The computer-export issue has already become a talking point in Sen. John Kerry's presidential campaign.

Kerry promises that if he's elected president, he'll shift "the emphasis of computer export controls from attempting to control widely available business computers, to controlling the availability of classified software created for applications such as weapons development," according to the Kerry campaign's policy paper.

Yet, on that issue, Kerry may not differ much from his opponent. The Bush administration has criticized that part of the legislation in its Statement of Administration Policy for limiting the Executive Branch's power, and listed it as the third most significant problem with the bill.

"These requirements are contrary to the president's policy to refine U.S. export control to protect truly critical technologies while facilitating legitimate trade," the position paper stated. The paper, however, did not promise to veto the bill if Section 1404 remained intact, something the Bush administration pledged for its top two concerns outlined in the position paper.

"The number of clustered systems on that list has really multiplied. Supercomputers are no longer difficult to create."
--David Rose

Not only does the White House oppose that section of the legislation, but a representative of the Office of the Secretary of Defense also said it's not likely the Pentagon would support a bill that used the list of critical technologies for export restrictions.

The Militarily Critical Technologies List "is not intended to be an export-control list, neither can it function as one," a Defense Department representative said.

Some analysts called the restriction a return to Cold War policies. Seymore Goodman, professor of International Affairs and Computing at the Georgia Institute of Technology and the author of two policy papers used by the Clinton administration on the issue, stressed the impossibility of restricting computers that no longer require entire rooms to house them. Now smuggling a few more computer chips to expand a cluster is easy, he said.

"If this gets through Congress, it is a regression of mind-boggling proportions," Goodman said. "You cannot control anything that is made by the millions and which you can put in your pocket."

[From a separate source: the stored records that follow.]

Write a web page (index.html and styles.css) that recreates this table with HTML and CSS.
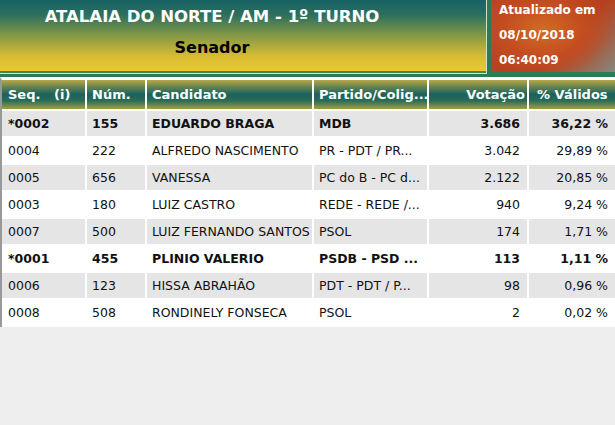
FILE: index.html
```html
<!DOCTYPE html>
<html lang="pt">
<head>
<meta charset="utf-8">
<title>Atalaia do Norte - Senador</title>
<link rel="stylesheet" href="styles.css">
</head>
<body>
<header class="band">
  <div class="title-box">
    <div class="title">ATALAIA DO NORTE / AM - 1º TURNO</div>
    <div class="subtitle">Senador</div>
  </div>
  <div class="update-box">
    <div>Atualizado em</div>
    <div>08/10/2018</div>
    <div>06:40:09</div>
  </div>
</header>
<table class="results">
  <thead>
    <tr>
      <th class="c-seq">Seq.&nbsp;&nbsp;&nbsp;(i)</th>
      <th class="c-num">Núm.</th>
      <th class="c-cand">Candidato</th>
      <th class="c-part">Partido/Colig...</th>
      <th class="c-vot">Votação</th>
      <th class="c-pct">% Válidos</th>
    </tr>
  </thead>
  <tbody>
    <tr class="odd elected"><td>*0002</td><td>155</td><td>EDUARDO BRAGA</td><td>MDB</td><td class="r">3.686</td><td class="r">36,22 %</td></tr>
    <tr><td>0004</td><td>222</td><td>ALFREDO NASCIMENTO</td><td>PR - PDT / PR...</td><td class="r">3.042</td><td class="r">29,89 %</td></tr>
    <tr class="odd"><td>0005</td><td>656</td><td>VANESSA</td><td>PC do B - PC d...</td><td class="r">2.122</td><td class="r">20,85 %</td></tr>
    <tr><td>0003</td><td>180</td><td>LUIZ CASTRO</td><td>REDE - REDE /...</td><td class="r">940</td><td class="r">9,24 %</td></tr>
    <tr class="odd"><td>0007</td><td>500</td><td>LUIZ FERNANDO SANTOS</td><td>PSOL</td><td class="r">174</td><td class="r">1,71 %</td></tr>
    <tr class="elected"><td>*0001</td><td>455</td><td>PLINIO VALERIO</td><td>PSDB - PSD ...</td><td class="r">113</td><td class="r">1,11 %</td></tr>
    <tr class="odd"><td>0006</td><td>123</td><td>HISSA ABRAHÃO</td><td>PDT - PDT / P...</td><td class="r">98</td><td class="r">0,96 %</td></tr>
    <tr><td>0008</td><td>508</td><td>RONDINELY FONSECA</td><td>PSOL</td><td class="r">2</td><td class="r">0,02 %</td></tr>
  </tbody>
</table>
</body>
</html>
```
FILE: styles.css
```css
* { box-sizing: border-box; }
html, body {
  margin: 0;
  padding: 0;
}
body {
  background: #eeeeee;
  font-family: "DejaVu Sans", Verdana, sans-serif;
  color: #111;
  overflow: hidden;
}
.band {
  display: flex;
  height: 77px;
  background: #2e7a56;
}
.title-box {
  width: 487px;
  height: 74px;
  padding-right: 62px;
  text-align: center;
  font-weight: bold;
  background: linear-gradient(to bottom, #196366 0%, #2c6e5d 20%, #889a44 50%, #d4bb34 76%, #f3c92c 100%);
  border-right: 1px solid #cfe4c4;
  border-bottom: 1px solid #cfe4c4;
  box-shadow: inset 0 -2px 0 #3f8a4c;
}
.title {
  padding-top: 7px;
  font-size: 16.5px;
  line-height: 20px;
  color: #fff;
}
.subtitle {
  margin-top: 11px;
  font-size: 16px;
  line-height: 20px;
  color: #000;
}
.update-box {
  margin-left: 4px;
  flex: 1;
  height: 72px;
  padding: 0 0 0 8px;
  font-size: 12px;
  font-weight: bold;
  line-height: 25px;
  color: #fff;
  background:
    radial-gradient(ellipse 70% 80% at 42% 42%, #cf6d24 0%, #c44d20 45%, rgba(185,64,32,0) 80%),
    linear-gradient(135deg, #bd4320 0%, #b6411f 60%, #9a6a55 85%, #868a80 100%);
}
.update-box div:first-child { margin-top: -2px; }

.results {
  width: 615px;
  table-layout: fixed;
  border-collapse: separate;
  border-spacing: 0;
  background: #fff;
  border-left: 2px solid #999;
  border-top: 3px solid #fff;
}
.results th,
.results td {
  border-right: 2px solid #fff;
  border-bottom: 2px solid #fff;
  padding: 0 5px;
  white-space: nowrap;
  overflow: hidden;
  text-align: left;
}
.results th:last-child,
.results td:last-child { border-right: 0; }
.results th {
  height: 31px;
  font-size: 13px;
  font-weight: bold;
  color: #fff;
  background: linear-gradient(to bottom, #b9a846 0%, #6a8650 22%, #1a625d 50%, #2c6c58 72%, #a29f46 100%);
}
.results td {
  height: 27px;
  font-size: 12.5px;
}
.c-seq { width: 85px; }
.c-num { width: 60px; }
.c-cand { width: 167px; }
.c-part { width: 115px; }
.c-vot { width: 100px; }
.c-pct { width: 86px; }
.results th.c-seq, .results td:first-child { padding-left: 6px; }
.results th.c-vot { text-align: right; padding-right: 2px; }
.results th.c-pct { padding-left: 8px; padding-right: 0; overflow: visible; }
.results td.r { text-align: right; padding-right: 7px; }
.odd td { background: #e5e5e5; }
.elected td { font-weight: bold; }
```
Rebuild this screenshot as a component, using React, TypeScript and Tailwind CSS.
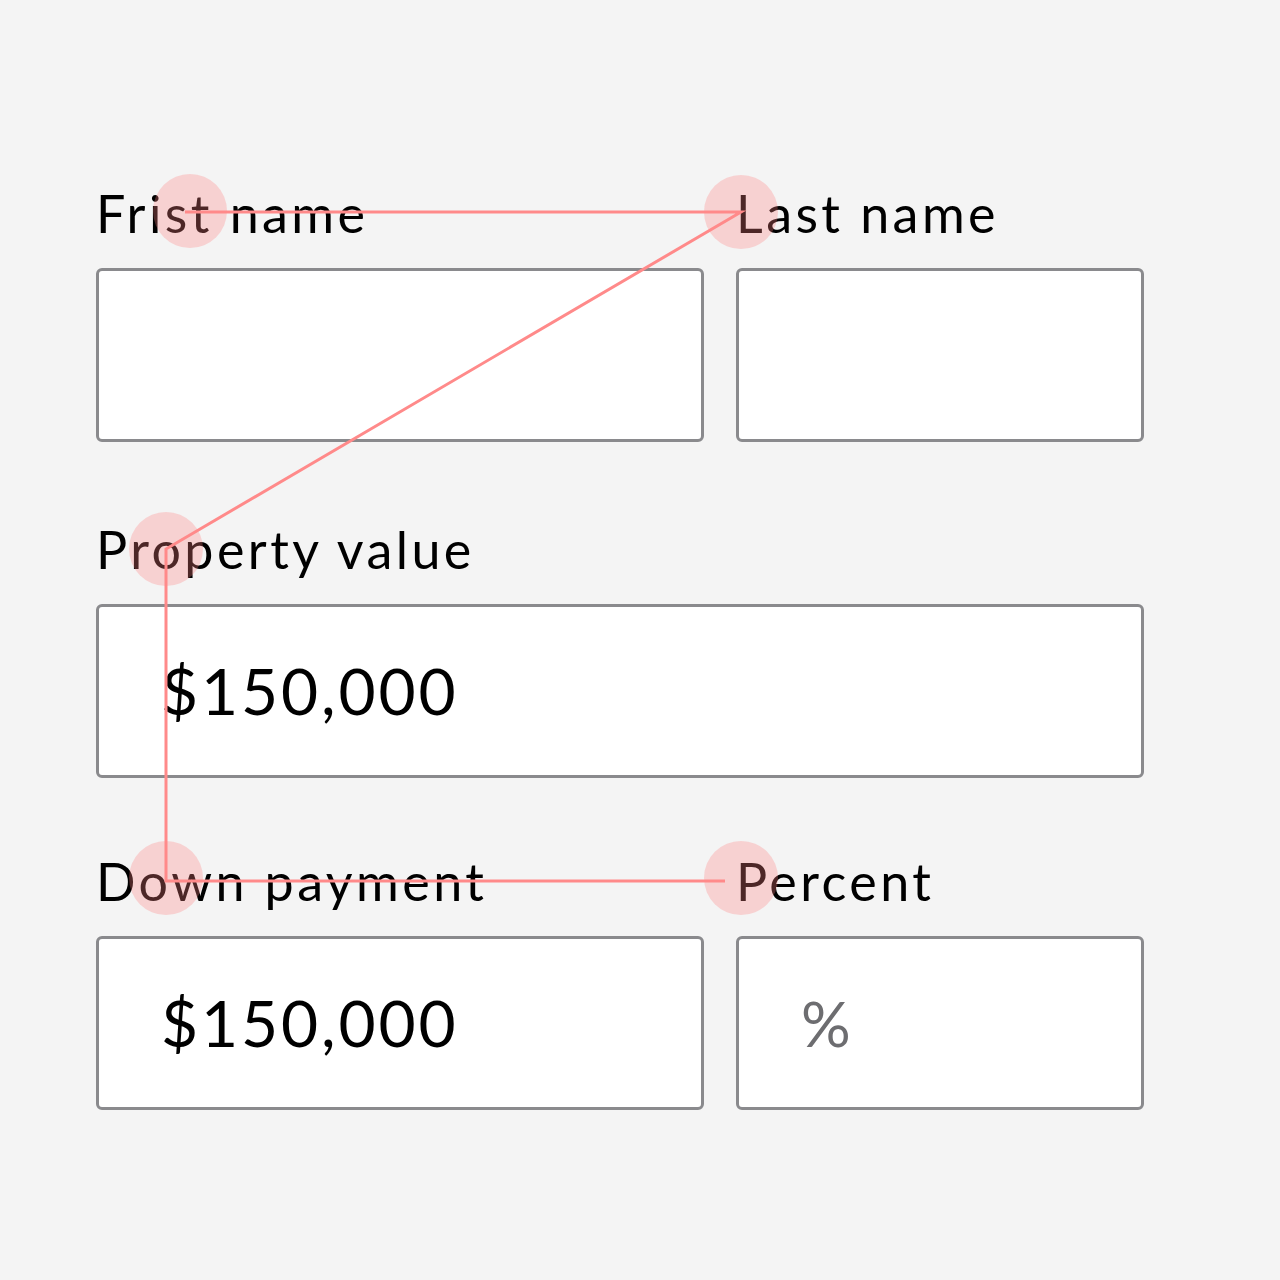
const FONT = "font-['Lato','Noto_Sans',sans-serif]"

type FieldProps = {
  label: string
  value?: string
  muted?: boolean
}

const Field = ({ label, value, muted }: FieldProps) => (
  <div className="flex flex-col">
    <label className="h-[64px] text-[52px] font-normal leading-[64px] tracking-[0.066em] text-black">{label}</label>
    <div className="mt-[23px] flex h-[174px] items-center rounded-[6px] border-[3px] border-[#8a8a8d] bg-white pl-[62px]">
      {value ? (
        <span
          className={
            muted
              ? 'text-[62px] font-normal text-[#6d6d70]'
              : 'text-[64px] font-normal tracking-[0.045em] text-black'
          }
        >
          {value}
        </span>
      ) : null}
    </div>
  </div>
)

// reading order overlay: dots + connecting path
const ReadingOrder = () => {
  const dots = [
    [190, 211],
    [741, 212],
    [166, 549],
    [166, 878],
    [741, 878],
  ]
  return (
    <svg className="pointer-events-none absolute inset-0" width="1280" height="1280" viewBox="0 0 1280 1280">
      {dots.map(([cx, cy]) => (
        <circle key={`${cx}-${cy}`} cx={cx} cy={cy} r="37" fill="rgba(255,128,128,0.3)" />
      ))}
      <polyline
        points="185,212 741,212 166,549 166,881 725,881"
        fill="none"
        stroke="#ff8a8a"
        strokeWidth="3"
      />
    </svg>
  )
}

const App = () => {
  return (
    <div className={`relative min-h-[1280px] bg-[#f4f4f4] ${FONT}`}>
      <div className="flex w-[1144px] flex-col pl-[96px] pt-[181px]">
        <div className="grid grid-cols-[608px_408px] gap-x-[32px]">
          <Field label="Frist name" />
          <Field label="Last name" />
        </div>
        <div className="mt-[75px]">
          <Field label="Property value" value="$150,000" />
        </div>
        <div className="mt-[71px] grid grid-cols-[608px_408px] gap-x-[32px]">
          <Field label="Down payment" value="$150,000" />
          <Field label="Percent" value="%" muted />
        </div>
      </div>
      <ReadingOrder />
    </div>
  )
}

export default App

Moreover, the rules are unlikely to prevent countries such as Taiwan and China from producing for themselves and selling to other nations computer chips exceeding the 1,500 MTOPS limit. In fact, developing countries such as China may welcome any restriction on U.S. competitors that help its own companies domestically, said Hoydysh of the Computer Coalition for Responsible Exports.

"China is busy developing its own industry," he said. "To some extent, the market penetration issues are welcomed by them, because it protects their industry, without dealing with trade issues."

Some analysts believe the focus on controlling high-performance computers has hurt national security, diverting resources away from nonproliferation activities that have a higher payoff. If computer exports are no longer controlled, the game is not lost, said Dale Nielson, project leader of Lawrence Livermore National Laboratory's Proliferation and Terrorism Prevention Program.

"If people put too much faith in (export controls), then they are closing their eyes to the other things that can be done," he said. "I think that there are enough other critical technologies that can be controlled that people shouldn't see this as a last stance in nonproliferation."